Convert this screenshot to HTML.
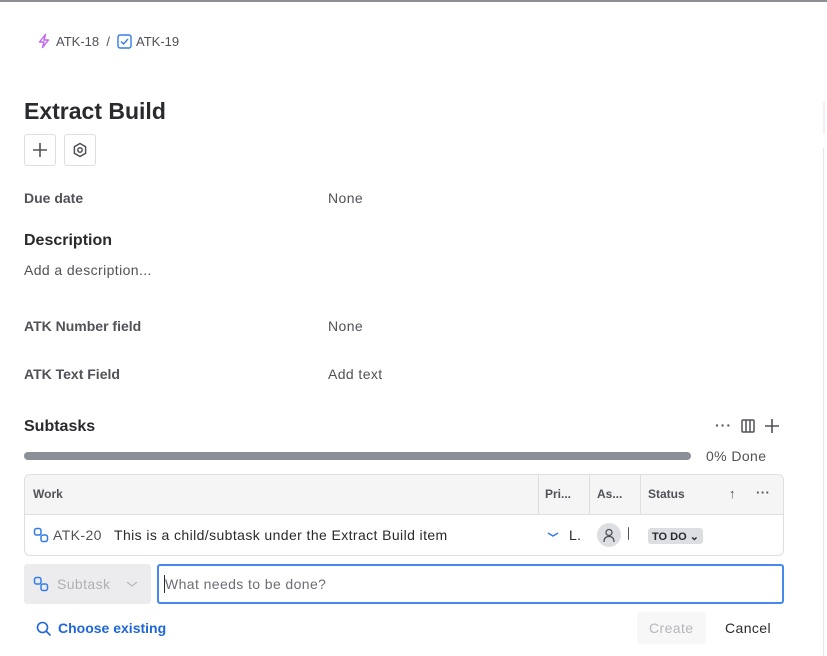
<!DOCTYPE html>
<html><head><meta charset="utf-8"><style>
*{box-sizing:border-box;margin:0;padding:0}
body{width:827px;height:656px;background:#fff;font-family:"Liberation Sans",sans-serif;color:#292a2e;position:relative;overflow:hidden;font-size:14px;letter-spacing:0.4px}
.a{position:absolute;white-space:nowrap}
.lbl{font-weight:bold;color:#505258;letter-spacing:0}
.val{color:#505258}
b,.bold{letter-spacing:0}
</style></head><body>
<div class="a" style="left:0;top:0;width:827px;height:2px;background:#8c8f95"></div>
<div class="a" style="left:823px;top:148px;width:1px;height:508px;background:#e6e7ea"></div>
<div class="a" style="left:823px;top:102px;width:2px;height:32px;background:#f0f1f2"></div>

<svg class="a" style="left:36px;top:33px" width="16" height="16" viewBox="0 0 16 16"><path d="M9.5 1.5L3.5 9h4.5l-1.5 5.5L12.5 7H8z" fill="none" stroke="#bf63f3" stroke-width="1.4" stroke-linejoin="round"/></svg>
<div class="a" style="left:56px;top:34px;font-size:13px;color:#505258;letter-spacing:0">ATK-18 &nbsp;/</div>
<svg class="a" style="left:117px;top:34px" width="15" height="15" viewBox="0 0 15 15"><rect x="1" y="1" width="13" height="13" rx="2" fill="none" stroke="#357de8" stroke-width="1.4"/><path d="M4 7.5l2.5 2.5L11 5" fill="none" stroke="#357de8" stroke-width="1.4"/></svg>
<div class="a" style="left:136px;top:34px;font-size:13px;color:#505258;letter-spacing:0">ATK-19</div>

<div class="a" style="left:24px;top:98px;font-size:23px;font-weight:bold;color:#292a2e;letter-spacing:0">Extract Build</div>
<div class="a" style="left:24px;top:134px;width:32px;height:32px;border:1px solid #dddee1;border-radius:3px"></div>
<svg class="a" style="left:31px;top:141px" width="18" height="18"><path d="M9 2v14M2 9h14" stroke="#505258" stroke-width="1.6"/></svg>
<div class="a" style="left:64px;top:134px;width:32px;height:32px;border:1px solid #dddee1;border-radius:3px"></div>
<svg class="a" style="left:71px;top:141px" width="18" height="18" viewBox="0 0 18 18"><path d="M9 2.5l5.6 3.2v6.6L9 15.5l-5.6-3.2V5.7z" fill="none" stroke="#505258" stroke-width="1.5"/><circle cx="9" cy="9" r="2.2" fill="none" stroke="#505258" stroke-width="1.5"/></svg>

<div class="a lbl" style="left:24px;top:190px">Due date</div>
<div class="a val" style="left:328px;top:190px">None</div>
<div class="a bold" style="left:24px;top:232px;font-size:16px;font-weight:bold">Description</div>
<div class="a val" style="left:24px;top:262px">Add a description...</div>
<div class="a lbl" style="left:24px;top:318px">ATK Number field</div>
<div class="a val" style="left:328px;top:318px">None</div>
<div class="a lbl" style="left:24px;top:366px">ATK Text Field</div>
<div class="a val" style="left:328px;top:366px">Add text</div>

<div class="a bold" style="left:24px;top:418px;font-size:16px;font-weight:bold">Subtasks</div>
<div class="a" style="left:715px;top:417px;font-size:14px;font-weight:bold;color:#505258;letter-spacing:1px">···</div>
<svg class="a" style="left:741px;top:419px" width="14" height="14"><rect x="1" y="1" width="12" height="12" rx="1" fill="none" stroke="#505258" stroke-width="1.5"/><path d="M5 1v12M9 1v12" stroke="#505258" stroke-width="1.5"/></svg>
<svg class="a" style="left:764px;top:418px" width="16" height="16"><path d="M8 1v14M1 8h14" stroke="#505258" stroke-width="1.6"/></svg>
<div class="a" style="left:24px;top:452px;width:667px;height:8px;border-radius:4px;background:#8c8f97"></div>
<div class="a val" style="left:706px;top:448px">0% Done</div>

<div class="a" style="left:24px;top:474px;width:760px;height:82px;border:1px solid #dddee1;border-radius:6px;overflow:hidden">
  <div style="position:absolute;left:0;top:0;width:760px;height:40px;background:#f5f5f6;border-bottom:1px solid #dddee1"></div>
  <div style="position:absolute;left:513px;top:0;width:1px;height:40px;background:#dddee1"></div>
  <div style="position:absolute;left:564px;top:0;width:1px;height:40px;background:#dddee1"></div>
  <div style="position:absolute;left:615px;top:0;width:1px;height:40px;background:#dddee1"></div>
</div>
<div class="a bold" style="left:33px;top:487px;font-size:12px;font-weight:bold;color:#505258">Work</div>
<div class="a bold" style="left:545px;top:487px;font-size:12px;font-weight:bold;color:#505258">Pri...</div>
<div class="a bold" style="left:597px;top:487px;font-size:12px;font-weight:bold;color:#505258">As...</div>
<div class="a bold" style="left:648px;top:487px;font-size:12px;font-weight:bold;color:#505258">Status</div>
<div class="a" style="left:729px;top:486px;font-size:13px;color:#505258">↑</div>
<div class="a" style="left:756px;top:485px;font-size:13px;font-weight:bold;color:#505258">···</div>

<svg class="a" style="left:33px;top:527px" width="16" height="16" viewBox="0 0 16 16"><rect x="1.5" y="1.5" width="6.5" height="6.5" rx="2" fill="none" stroke="#357de8" stroke-width="1.5"/><rect x="8" y="8" width="6.5" height="6.5" rx="2" fill="none" stroke="#357de8" stroke-width="1.5"/></svg>
<div class="a" style="left:53px;top:527px;color:#505258">ATK-20</div>
<div class="a" style="left:114px;top:527px">This is a child/subtask under the Extract Build item</div>
<svg class="a" style="left:547px;top:531px" width="12" height="8"><path d="M1 2l5 3 5-3" fill="none" stroke="#357de8" stroke-width="1.5"/></svg>
<div class="a" style="left:569px;top:527px">L.</div>
<div class="a" style="left:597px;top:523px;width:24px;height:24px;border-radius:50%;background:#dddee1"></div>
<svg class="a" style="left:601px;top:527px" width="16" height="16"><circle cx="8" cy="5.5" r="3" fill="none" stroke="#505258" stroke-width="1.3"/><path d="M3 15c0-4 2-5.5 5-5.5s5 1.5 5 5.5" fill="none" stroke="#505258" stroke-width="1.3"/></svg>
<div class="a" style="left:628px;top:527px;width:2px;height:13px;border-left:1.5px solid #505258;border-radius:2px"></div>
<div class="a" style="left:648px;top:528px;width:55px;height:16px;background:#dddee1;border-radius:3px"></div>
<div class="a bold" style="left:652px;top:530px;font-size:11px;font-weight:bold;color:#292a2e">TO DO ⌄</div>

<div class="a" style="left:24px;top:564px;width:127px;height:40px;background:#ececee;border-radius:3px"></div>
<svg class="a" style="left:33px;top:576px" width="16" height="16" viewBox="0 0 16 16"><rect x="1.5" y="1.5" width="6.5" height="6.5" rx="2" fill="none" stroke="#357de8" stroke-width="1.5"/><rect x="8" y="8" width="6.5" height="6.5" rx="2" fill="none" stroke="#357de8" stroke-width="1.5"/></svg>
<div class="a" style="left:57px;top:576px;color:#aeb0b5">Subtask</div>
<svg class="a" style="left:126px;top:580px" width="12" height="8"><path d="M1 2l5 4 5-4" fill="none" stroke="#b5b7bb" stroke-width="1.2"/></svg>
<div class="a" style="left:157px;top:564px;width:627px;height:40px;border:2px solid #4688ec;border-radius:3px"></div>
<div class="a" style="left:164px;top:575px;width:1px;height:18px;background:#292a2e"></div>
<div class="a" style="left:165px;top:576px;color:#6b6e76">What needs to be done?</div>

<svg class="a" style="left:36px;top:621px" width="16" height="16"><circle cx="6.5" cy="6.5" r="5" fill="none" stroke="#1f66d9" stroke-width="1.6"/><path d="M10 10l4.5 4.5" stroke="#1f66d9" stroke-width="1.6"/></svg>
<div class="a bold" style="left:58px;top:620px;font-weight:bold;color:#1f66d9">Choose existing</div>
<div class="a" style="left:637px;top:612px;width:69px;height:32px;background:#f7f7f8;border-radius:3px"></div>
<div class="a" style="left:649px;top:620px;color:#b5b7bb">Create</div>
<div class="a" style="left:725px;top:620px;color:#292a2e">Cancel</div>
</body></html>
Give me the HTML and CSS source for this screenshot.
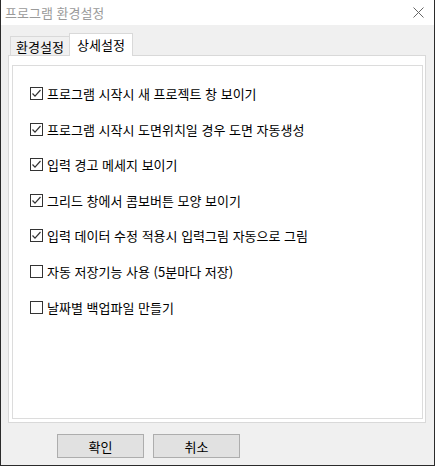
FILE: index.html
```html
<!DOCTYPE html>
<html lang="ko">
<head>
<meta charset="utf-8">
<title>프로그램 환경설정</title>
<link rel="stylesheet" href="styles.css">
</head>
<body>
<div class="window">
  <div class="titlebar">
    <span class="title">프로그램 환경설정</span>
    <svg class="close" width="11" height="11" viewBox="0 0 11 11"><path d="M0.5 0.5 L10.5 10.5 M10.5 0.5 L0.5 10.5" stroke="#666" stroke-width="1" fill="none"/></svg>
  </div>
  <div class="body">
    <div class="tabs">
      <div class="tab">환경설정</div>
      <div class="tab active">상세설정</div>
    </div>
    <div class="panel">
      <div class="group">
        <div class="row"><span class="cb checked"><svg width="11" height="11" viewBox="0 0 11 11"><path d="M1.5 5.5 L4 8.2 L9.5 2" stroke="#333" stroke-width="1.2" fill="none"/></svg></span><span class="label">프로그램 시작시 새 프로젝트 창 보이기</span></div>
        <div class="row"><span class="cb checked"><svg width="11" height="11" viewBox="0 0 11 11"><path d="M1.5 5.5 L4 8.2 L9.5 2" stroke="#333" stroke-width="1.2" fill="none"/></svg></span><span class="label">프로그램 시작시 도면위치일 경우 도면 자동생성</span></div>
        <div class="row"><span class="cb checked"><svg width="11" height="11" viewBox="0 0 11 11"><path d="M1.5 5.5 L4 8.2 L9.5 2" stroke="#333" stroke-width="1.2" fill="none"/></svg></span><span class="label">입력 경고 메세지 보이기</span></div>
        <div class="row"><span class="cb checked"><svg width="11" height="11" viewBox="0 0 11 11"><path d="M1.5 5.5 L4 8.2 L9.5 2" stroke="#333" stroke-width="1.2" fill="none"/></svg></span><span class="label">그리드 창에서 콤보버튼 모양 보이기</span></div>
        <div class="row"><span class="cb checked"><svg width="11" height="11" viewBox="0 0 11 11"><path d="M1.5 5.5 L4 8.2 L9.5 2" stroke="#333" stroke-width="1.2" fill="none"/></svg></span><span class="label">입력 데이터 수정 적용시 입력그림 자동으로 그림</span></div>
        <div class="row"><span class="cb"></span><span class="label">자동 저장기능 사용 (5분마다 저장)</span></div>
        <div class="row"><span class="cb"></span><span class="label">날짜별 백업파일 만들기</span></div>
      </div>
    </div>
    <div class="buttons">
      <div class="btn">확인</div>
      <div class="btn">취소</div>
    </div>
  </div>
</div>
</body>
</html>
```
FILE: styles.css
```css
html, body {
  margin: 0;
  padding: 0;
  background: #f0f0f0;
}
.window {
  width: 435px;
  height: 466px;
  box-sizing: border-box;
  border: 1px solid #2b2b2b;
  border-top: none;
  background: #f0f0f0;
  font-family: "Noto Sans CJK KR", "Noto Sans", sans-serif;
  font-size: 13px;
  color: #000;
  display: flex;
  flex-direction: column;
}
.titlebar {
  height: 25px;
  background: #fff;
  display: flex;
  align-items: center;
  justify-content: space-between;
  padding: 0 10px 0 4px;
}
.title {
  color: #9a9a9a;
  line-height: 15px;
  margin-top: -1px;
}
.close {
  display: block;
  margin-top: -1px;
}
.body {
  display: flex;
  flex-direction: column;
  padding-top: 8px;
}
.tabs {
  display: flex;
  align-items: flex-end;
  padding-left: 9px;
  height: 22px;
}
.tab {
  box-sizing: border-box;
  height: 19px;
  width: 60px;
  border: 1px solid #d9d9d9;
  border-bottom: none;
  background: #f0f0f0;
  display: flex;
  align-items: center;
  justify-content: center;
  line-height: 15px;
  padding-top: 1px;
}
.tab.active {
  height: 23px;
  width: 64px;
  margin-left: -1px;
  margin-bottom: -1px;
  background: #fff;
  position: relative;
  z-index: 1;
  padding-top: 0;
  padding-bottom: 2px;
}
.panel {
  box-sizing: border-box;
  margin-left: 7px;
  width: 418px;
  height: 368px;
  border: 1px solid #d9d9d9;
  background: #fff;
  padding: 9px 2px 3px 3px;
}
.group {
  box-sizing: border-box;
  height: 100%;
  border: 1px solid #dcdcdc;
  padding: 21px 0 0 17px;
  display: flex;
  flex-direction: column;
  gap: 22.6px;
}
.row {
  display: flex;
  align-items: center;
  height: 13px;
}
.cb {
  box-sizing: border-box;
  width: 13px;
  height: 13px;
  border: 1px solid #333;
  background: #fff;
  flex: none;
  display: flex;
  align-items: center;
  justify-content: center;
}
.cb svg {
  display: block;
}
.label {
  margin-left: 4px;
  line-height: 15px;
  white-space: nowrap;
}
.buttons {
  display: flex;
  gap: 9px;
  padding-left: 56px;
  margin-top: 11px;
}
.btn {
  box-sizing: border-box;
  width: 87px;
  height: 24px;
  border: 1px solid #adadad;
  background: #e1e1e1;
  display: flex;
  align-items: center;
  justify-content: center;
  line-height: 15px;
}
```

* * * * * * * * *

## TASK STATEMENT:
Search the lines for "screenshot". Copy each line that has it.

## SOLUTION FOR THIS PROBLEM:
Convert this screenshot to HTML.
Give me the HTML and CSS source for this screenshot.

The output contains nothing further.